** Start RECORDS FOR THE TASK **
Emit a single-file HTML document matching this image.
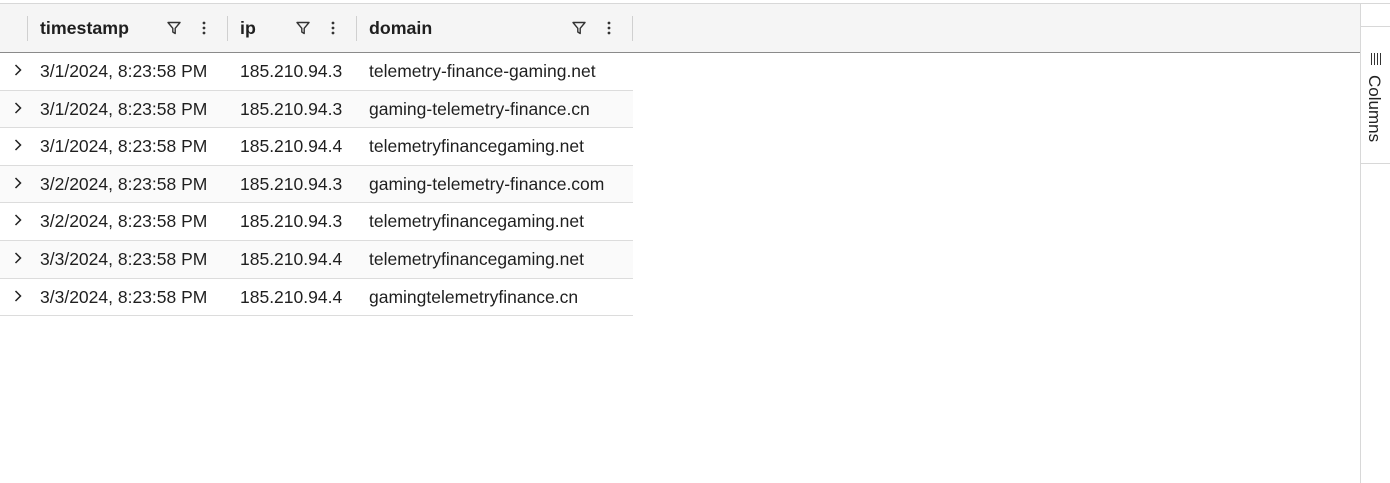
<!DOCTYPE html>
<html><head><meta charset="utf-8"><style>
*{box-sizing:border-box;margin:0;padding:0}
body{width:1390px;height:483px;background:#fff;font-family:"Liberation Sans",sans-serif;color:#1f1f1f;position:relative;overflow:hidden}
.top{position:absolute;left:0;top:3px;width:1360px;height:50px;background:#f5f5f5;border-top:1px solid #d8d8d8;border-bottom:1px solid #8a8a8a}
.hc{position:absolute;top:0;height:48px;display:flex;align-items:center;font-weight:bold;font-size:17.8px}
.sep{position:absolute;top:12px;width:1px;height:25px;background:#d0d0d0}
.ic{position:absolute;top:16px}
.row{position:absolute;left:0;width:633px;height:37.6px;border-bottom:1px solid #dcdcdc;font-size:17.5px}
.row span{position:absolute;top:8px}
.side{position:absolute;left:1360px;top:3px;width:30px;height:480px;border-left:1px solid #d8d8d8;border-top:1px solid #d8d8d8}
</style></head><body>
<div class="top">
 <div class="sep" style="left:27px"></div>
 <div class="hc" style="left:40px">timestamp</div>
 <svg class="ic" style="left:166px" width="16" height="16" viewBox="0 0 16 16"><path d="M2 2.5h12l-4.8 5.8v5.2l-2.4-1.5V8.3z" fill="none" stroke="#333" stroke-width="1.4" stroke-linejoin="round"/></svg>
 <svg class="ic" style="left:198px" width="12" height="16" viewBox="0 0 12 16"><circle cx="6" cy="3" r="1.4" fill="#333"/><circle cx="6" cy="8" r="1.4" fill="#333"/><circle cx="6" cy="13" r="1.4" fill="#333"/></svg>
 <div class="sep" style="left:227px"></div>
 <div class="hc" style="left:240px">ip</div>
 <svg class="ic" style="left:295px" width="16" height="16" viewBox="0 0 16 16"><path d="M2 2.5h12l-4.8 5.8v5.2l-2.4-1.5V8.3z" fill="none" stroke="#333" stroke-width="1.4" stroke-linejoin="round"/></svg>
 <svg class="ic" style="left:327px" width="12" height="16" viewBox="0 0 12 16"><circle cx="6" cy="3" r="1.4" fill="#333"/><circle cx="6" cy="8" r="1.4" fill="#333"/><circle cx="6" cy="13" r="1.4" fill="#333"/></svg>
 <div class="sep" style="left:356px"></div>
 <div class="hc" style="left:369px">domain</div>
 <svg class="ic" style="left:571px" width="16" height="16" viewBox="0 0 16 16"><path d="M2 2.5h12l-4.8 5.8v5.2l-2.4-1.5V8.3z" fill="none" stroke="#333" stroke-width="1.4" stroke-linejoin="round"/></svg>
 <svg class="ic" style="left:603px" width="12" height="16" viewBox="0 0 12 16"><circle cx="6" cy="3" r="1.4" fill="#333"/><circle cx="6" cy="8" r="1.4" fill="#333"/><circle cx="6" cy="13" r="1.4" fill="#333"/></svg>
 <div class="sep" style="left:632px"></div>
</div>

<div class="row" style="top:53px;background:#fff"><svg style="position:absolute;left:12px;top:10px" width="12" height="14" viewBox="0 0 12 14"><path d="M3.5 2l5 5-5 5" fill="none" stroke="#222" stroke-width="1.5"/></svg><span style="left:40px">3/1/2024, 8:23:58 PM</span><span style="left:240px">185.210.94.3</span><span style="left:369px">telemetry-finance-gaming.net</span></div>
<div class="row" style="top:90.6px;background:#fafafa"><svg style="position:absolute;left:12px;top:10px" width="12" height="14" viewBox="0 0 12 14"><path d="M3.5 2l5 5-5 5" fill="none" stroke="#222" stroke-width="1.5"/></svg><span style="left:40px">3/1/2024, 8:23:58 PM</span><span style="left:240px">185.210.94.3</span><span style="left:369px">gaming-telemetry-finance.cn</span></div>
<div class="row" style="top:128.2px;background:#fff"><svg style="position:absolute;left:12px;top:10px" width="12" height="14" viewBox="0 0 12 14"><path d="M3.5 2l5 5-5 5" fill="none" stroke="#222" stroke-width="1.5"/></svg><span style="left:40px">3/1/2024, 8:23:58 PM</span><span style="left:240px">185.210.94.4</span><span style="left:369px">telemetryfinancegaming.net</span></div>
<div class="row" style="top:165.8px;background:#fafafa"><svg style="position:absolute;left:12px;top:10px" width="12" height="14" viewBox="0 0 12 14"><path d="M3.5 2l5 5-5 5" fill="none" stroke="#222" stroke-width="1.5"/></svg><span style="left:40px">3/2/2024, 8:23:58 PM</span><span style="left:240px">185.210.94.3</span><span style="left:369px">gaming-telemetry-finance.com</span></div>
<div class="row" style="top:203.4px;background:#fff"><svg style="position:absolute;left:12px;top:10px" width="12" height="14" viewBox="0 0 12 14"><path d="M3.5 2l5 5-5 5" fill="none" stroke="#222" stroke-width="1.5"/></svg><span style="left:40px">3/2/2024, 8:23:58 PM</span><span style="left:240px">185.210.94.3</span><span style="left:369px">telemetryfinancegaming.net</span></div>
<div class="row" style="top:241px;background:#fafafa"><svg style="position:absolute;left:12px;top:10px" width="12" height="14" viewBox="0 0 12 14"><path d="M3.5 2l5 5-5 5" fill="none" stroke="#222" stroke-width="1.5"/></svg><span style="left:40px">3/3/2024, 8:23:58 PM</span><span style="left:240px">185.210.94.4</span><span style="left:369px">telemetryfinancegaming.net</span></div>
<div class="row" style="top:278.6px;background:#fff"><svg style="position:absolute;left:12px;top:10px" width="12" height="14" viewBox="0 0 12 14"><path d="M3.5 2l5 5-5 5" fill="none" stroke="#222" stroke-width="1.5"/></svg><span style="left:40px">3/3/2024, 8:23:58 PM</span><span style="left:240px">185.210.94.4</span><span style="left:369px">gamingtelemetryfinance.cn</span></div>

<div class="side">
 <div style="position:absolute;left:0;top:22px;width:30px;height:1px;background:#d8d8d8"></div>
 <svg style="position:absolute;left:9px;top:48px" width="13" height="14" viewBox="0 0 13 14"><path d="M1.5 1v12M4.5 1v12M7.5 1v12M10.5 1v12" stroke="#333" stroke-width="1"/></svg>
 <div style="position:absolute;left:3px;top:71px;writing-mode:vertical-rl;font-size:17px;color:#222">Columns</div>
 <div style="position:absolute;left:0;top:159px;width:30px;height:1px;background:#d8d8d8"></div>
</div>
</body></html>
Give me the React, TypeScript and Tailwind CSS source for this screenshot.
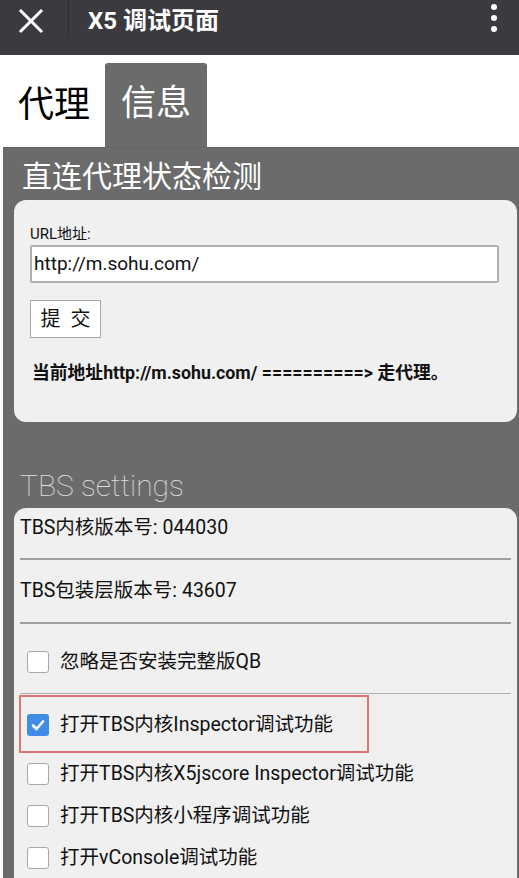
import React from "react";

const font = { fontFamily: 'Roboto, "Noto Sans CJK SC", sans-serif' };

function Box({ checked }: { checked?: boolean }) {
  if (checked) {
    return (
      <div className="w-[22px] h-[22px] rounded-[3px] bg-[#3f8de6] flex items-center justify-center shrink-0">
        <svg width="16" height="16" viewBox="0 0 16 16">
          <path d="M3 8.5 L6.5 12 L13 4.5" fill="none" stroke="white" strokeWidth="2.6" strokeLinecap="round" strokeLinejoin="round" />
        </svg>
      </div>
    );
  }
  return <div className="w-[22px] h-[22px] rounded-[3px] bg-white border border-[#a8a8a8] shrink-0" />;
}

function Row({ label, checked }: { label: string; checked?: boolean }) {
  return (
    <div className="flex items-center h-[42px] pl-[7px]">
      <Box checked={checked} />
      <span className="ml-[11px] text-[19.5px] text-[#111]">{label}</span>
    </div>
  );
}

export default function App() {
  return (
    <div className="w-[519px] h-[878px] overflow-hidden bg-white" style={font}>
      <div className="h-[55px] bg-[#3a3a3f] flex items-center relative">
        <svg className="ml-[18px] mb-[14px]" width="26" height="26" viewBox="0 0 26 26">
          <path d="M3 3 L23 23 M23 3 L3 23" stroke="white" strokeWidth="3" strokeLinecap="square" />
        </svg>
        <div className="ml-[24px] w-px h-[38px] self-start bg-[#2e2e32]" />
        <div className="ml-[19px] text-white text-[24px] font-bold leading-none pb-[14px]">X5 调试页面</div>
        <div className="ml-auto mr-[22px] flex flex-col gap-[5px] pb-[20px]">
          <div className="w-[6px] h-[6px] rounded-full bg-white" />
          <div className="w-[6px] h-[6px] rounded-full bg-white" />
          <div className="w-[6px] h-[6px] rounded-full bg-white" />
        </div>
      </div>
      <div className="h-[92px] flex items-end">
        <div className="w-[105px] h-[84px] flex items-center pl-[18px] text-[36px] text-black">代理</div>
        <div className="w-[102px] h-[84px] rounded-t-[3px] bg-[#6b6b6b] flex items-center justify-center text-[35px] text-white pb-[2px]">信息</div>
      </div>
      <div className="ml-[3px] bg-[#6b6b6b] h-[731px] border-t border-[#646464]">
        <div className="pl-[19px] pt-[9px] h-[52px] text-[30px] text-white leading-[40px]">直连代理状态检测</div>
        <div className="ml-[11px] mr-[2px] bg-[#f0f0f0] rounded-[12px] h-[222px] pl-[16px] pr-[18px] pt-[25px]">
          <div className="text-[15px] text-[#111] leading-[18px]">URL地址:</div>
          <div className="mt-[2px] h-[38px] bg-white border-2 border-[#b0b0b0] rounded-[2px] flex items-center pl-[2px] text-[19px] text-[#111]">http://m.sohu.com/</div>
          <div className="mt-[17px] w-[71px] h-[38px] bg-white border border-[#a8a8a8] flex items-center justify-center text-[20px] text-[#111]">提&nbsp;&nbsp;交</div>
          <div className="mt-[22px] pl-[2px] text-[17.8px] font-bold text-[#111]">当前地址http://m.sohu.com/ ==========&gt; 走代理。</div>
        </div>
        <div className="pl-[17px] pt-[44px] h-[86px] text-[30px] text-[#e0e0e0] font-thin leading-[40px]">TBS settings</div>
        <div className="ml-[11px] mr-[2px] bg-[#f0f0f0] rounded-t-[12px] px-[6px] h-[400px]">
          <div className="h-[50px] flex items-center pb-[10px] text-[19.5px] text-[#111]">TBS内核版本号: 044030</div>
          <div className="h-[2px] bg-[#a0a0a0]" />
          <div className="h-[62px] flex items-center text-[19.5px] text-[#111]">TBS包装层版本号: 43607</div>
          <div className="h-[2px] bg-[#a0a0a0]" />
          <div className="h-[69px] flex items-center pl-[7px] pt-[6px]">
            <Box />
            <span className="ml-[11px] text-[19.5px] text-[#111]">忽略是否安装完整版QB</span>
          </div>
          <div className="h-px bg-[#b0b0b0]" />
          <div className="w-[350px] -ml-[1px] mt-[1px] h-[58px] border-2 border-[#e07575] flex items-center pl-[6px] pt-[1px]">
            <Box checked />
            <span className="ml-[11px] text-[19.5px] text-[#111]">打开TBS内核Inspector调试功能</span>
          </div>
          <Row label="打开TBS内核X5jscore Inspector调试功能" />
          <Row label="打开TBS内核小程序调试功能" />
          <Row label="打开vConsole调试功能" />
        </div>
      </div>
    </div>
  );
}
** End RECORDS FOR THE TASK **
§ **STATED GOAL**: In the records above, how many lines include "this"? Give that number and nothing more.

§ **COMPLETE RESPONSE**: 2